Selecting the right tool is critical. Prior to my dental appointment with Joan, I selected floss because of its flavor. Joan recommended a specific type of floss because the shape, width, and wax level was most appropriate for the characteristics of my teeth. Software teams also must be deliberate in selecting a functional testing tool based on the specific characteristics of their project. Judge the available tools by their level of support for techniques that enable effectiveness, such as: defining a DSTL, managing precondition data, organizing tests within context, and searching for tests based on user-defined attributes. It is essential that the tool provides detailed results of test execution and facilitates a clean-slate approach to testing by having the tests clean up after themselves. The good news is that many of the automated functional testing tools available today score quite well on this checklist.
Significant efficiency gains can be realized by improving tool effectiveness. Encourage vendors to provide more powerful functional test development environments that support things like refactoring across a test suite, integration and execution of multi-modal elements within a single test (tables, text, shapes, color, etc.), incremental syntax validation, keyboard navigation into the DSTL statements, code completion for DSTL signatures, etc.
Repairing a Broken Safety Net
The systematic approach for improving a single test described here can be expanded if a number of functional tests within a suite are ineffective. If the tests are not readable, the first step is to refactor them into a DSTL. Next, review the tests, looking for the root causes of the problems, such as: excess detail, ambiguity, incompleteness, duplication, etc.
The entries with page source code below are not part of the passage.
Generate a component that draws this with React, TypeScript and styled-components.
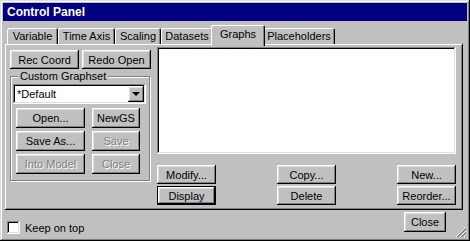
import styled, { createGlobalStyle } from "styled-components";

const GlobalStyle = createGlobalStyle`
  html, body {
    margin: 0;
    padding: 0;
    background: #c0c0c0;
  }
  body {
    font-family: "Liberation Sans", Arial, sans-serif;
    font-size: 11px;
    color: #000;
  }
`;

const raised = `
  box-shadow: inset -1px -1px #000, inset 1px 1px #fff, inset -2px -2px #808080, inset 2px 2px #dfdfdf;
`;

const sunken = `
  box-shadow: inset -1px -1px #fff, inset 1px 1px #808080, inset -2px -2px #dfdfdf, inset 2px 2px #000;
`;

const Window = styled.div`
  position: relative;
  width: 470px;
  height: 241px;
  box-sizing: border-box;
  padding: 3px;
  background: #c0c0c0;
  box-shadow: inset -1px -1px #000, inset 1px 1px #dfdfdf, inset -2px -2px #808080, inset 2px 2px #fff;
  display: flex;
  flex-direction: column;
`;

const TitleBar = styled.div`
  height: 18px;
  background: #000080;
  color: #fff;
  font-weight: bold;
  font-size: 12px;
  line-height: 18px;
  padding-left: 4px;
`;

const TabRow = styled.div`
  display: flex;
  align-items: flex-end;
  height: 21px;
  margin-top: 2px;
  padding-left: 4px;
`;

const Tab = styled.div<{ $w: number; $active?: boolean }>`
  position: relative;
  box-sizing: border-box;
  width: ${(p) => p.$w + (p.$active ? 4 : 0)}px;
  height: ${(p) => (p.$active ? 21 : 16)}px;
  margin: ${(p) => (p.$active ? "0 -2px -2px" : "0")};
  z-index: ${(p) => (p.$active ? 1 : 0)};
  background: #c0c0c0;
  border-radius: 2px 2px 0 0;
  box-shadow: inset 1px 1px #fff, inset -1px 0 #000, inset -2px 0 #808080;
  text-align: center;
  line-height: ${(p) => (p.$active ? 18 : 16)}px;
  white-space: nowrap;
`;

const Panel = styled.div`
  height: 166px;
  margin: 0 4px 0 2px;
  box-sizing: border-box;
  padding: 3px 7px 0 5px;
  display: flex;
  align-items: flex-start;
  box-shadow: inset -1px -1px #000, inset 1px 1px #fff, inset -2px -2px #808080;
`;

const LeftCol = styled.div`
  width: 141px;
  padding-top: 3px;
`;

const RightCol = styled.div`
  width: 299px;
  margin-left: 6px;
`;

const Row = styled.div<{ $gap: number }>`
  display: flex;
  gap: ${(p) => p.$gap}px;
`;

const Button = styled.button<{ $w: number; $h?: number; $default?: boolean }>`
  width: ${(p) => p.$w}px;
  height: ${(p) => p.$h ?? 19}px;
  padding: 0;
  border: none;
  background: #c0c0c0;
  font: inherit;
  color: #000;
  white-space: nowrap;
  ${(p) =>
    p.$default
      ? "box-shadow: inset 0 0 0 1px #000, inset -2px -2px #000, inset 2px 2px #fff, inset -3px -3px #808080, inset 3px 3px #dfdfdf;"
      : raised}
  &:disabled {
    color: #808080;
    text-shadow: 1px 1px 0 #fff;
  }
`;

const GroupBox = styled.div`
  position: relative;
  width: 138px;
  height: 103px;
  margin-top: 7px;
  border: 1px solid #808080;
  box-shadow: inset 1px 1px #fff, 1px 1px #fff;
`;

const Legend = styled.span`
  position: absolute;
  top: -7px;
  left: 7px;
  padding: 0 2px;
  background: #c0c0c0;
  line-height: 13px;
`;

const Combo = styled.div`
  width: 133px;
  height: 20px;
  margin: 7px 0 0 2px;
  box-sizing: border-box;
  background: #fff;
  ${sunken}
  display: flex;
  align-items: center;
  padding: 0 2px 0 4px;
`;

const ComboText = styled.span`
  flex: 1;
`;

const ComboButton = styled.div`
  width: 16px;
  height: 16px;
  background: #c0c0c0;
  ${raised}
  display: flex;
  align-items: center;
  justify-content: center;
`;

const Arrow = styled.div`
  width: 0;
  height: 0;
  border-left: 4px solid transparent;
  border-right: 4px solid transparent;
  border-top: 4px solid #000;
`;

const GroupGrid = styled.div`
  display: grid;
  grid-template-columns: 69px 48px;
  grid-auto-rows: 20px;
  column-gap: 7px;
  row-gap: 3px;
  margin: 4px 0 0 5px;
`;

const ListBox = styled.div`
  height: 107px;
  background: #fff;
  ${sunken}
`;

const ActionGrid = styled.div`
  display: grid;
  grid-template-columns: 59px 59px 59px;
  grid-template-rows: 19px 19px;
  justify-content: space-between;
  row-gap: 2px;
  margin-top: 11px;
`;

const Footer = styled.div`
  flex: 1;
  display: flex;
  align-items: flex-start;
  padding: 0 21px 0 4px;
`;

const CheckLabel = styled.label`
  display: flex;
  align-items: center;
  gap: 5px;
  margin-top: 11px;
`;

const CheckBox = styled.span`
  width: 13px;
  height: 13px;
  background: #fff;
  ${sunken}
`;

const CloseButton = styled(Button)`
  margin: 2px 0 0 auto;
`;

const Grip = styled.svg`
  position: absolute;
  right: 3px;
  bottom: 3px;
`;

const tabs = [
  { label: "Variable", w: 51 },
  { label: "Time Axis", w: 57 },
  { label: "Scaling", w: 46 },
  { label: "Datasets", w: 52 },
  { label: "Graphs", w: 50, active: true },
  { label: "Placeholders", w: 72 },
];

export default function App() {
  return (
    <>
      <GlobalStyle />
      <Window>
        <TitleBar>Control Panel</TitleBar>
        <TabRow>
          {tabs.map((t) => (
            <Tab key={t.label} $w={t.w} $active={t.active}>
              {t.label}
            </Tab>
          ))}
        </TabRow>
        <Panel>
          <LeftCol>
            <Row $gap={3}>
              <Button $w={69}>Rec Coord</Button>
              <Button $w={69}>Redo Open</Button>
            </Row>
            <GroupBox>
              <Legend>Custom Graphset</Legend>
              <Combo>
                <ComboText>*Default</ComboText>
                <ComboButton>
                  <Arrow />
                </ComboButton>
              </Combo>
              <GroupGrid>
                <Button $w={69} $h={20}>Open...</Button>
                <Button $w={48} $h={20}>NewGS</Button>
                <Button $w={69} $h={20}>Save As...</Button>
                <Button $w={48} $h={20} disabled>Save</Button>
                <Button $w={69} $h={20} disabled>Into Model</Button>
                <Button $w={48} $h={20} disabled>Close</Button>
              </GroupGrid>
            </GroupBox>
          </LeftCol>
          <RightCol>
            <ListBox />
            <ActionGrid>
              <Button $w={59}>Modify...</Button>
              <Button $w={59}>Copy...</Button>
              <Button $w={59}>New...</Button>
              <Button $w={59} $default>Display</Button>
              <Button $w={59}>Delete</Button>
              <Button $w={59}>Reorder...</Button>
            </ActionGrid>
          </RightCol>
        </Panel>
        <Footer>
          <CheckLabel>
            <CheckBox />
            Keep on top
          </CheckLabel>
          <CloseButton $w={42} $h={20}>Close</CloseButton>
        </Footer>
        <Grip width="12" height="12" viewBox="0 0 12 12">
          <path d="M11 1 L1 11 M11 5 L5 11 M11 9 L9 11" stroke="#fff" strokeWidth="1" />
          <path d="M11 2 L2 11 M11 3 L3 11 M11 6 L6 11 M11 7 L7 11 M11 10 L10 11" stroke="#808080" strokeWidth="1" />
        </Grip>
      </Window>
    </>
  );
}
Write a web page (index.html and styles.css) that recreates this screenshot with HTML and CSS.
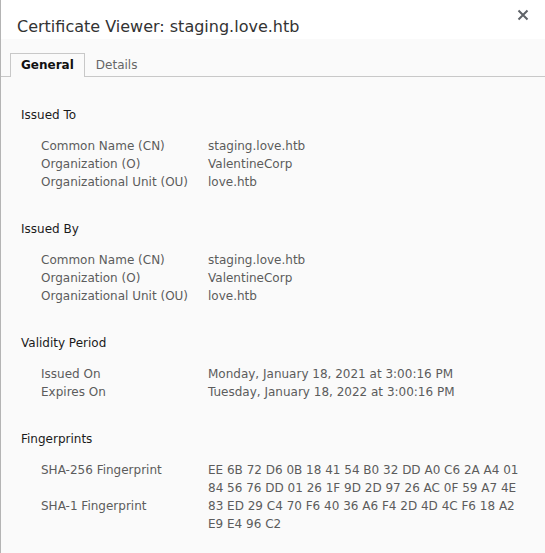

Then, develop an incremental plan for refining the tests based on an assessment of the impact of the problem, the distribution of the problem, the relative priority of the tests that are impacted, and the cost to fix the problem. Finally, refactor the tests a small step at a time to ensure that the safety net has high availability. Occasionally a refactoring may cause the tests to become incompatible with the capabilities of your functional testing tool, requiring the tool to be enhanced or replaced. (See the StickyNotes for references.) I encourage you to persevere, strive for effectiveness, and don’t forget to floss first.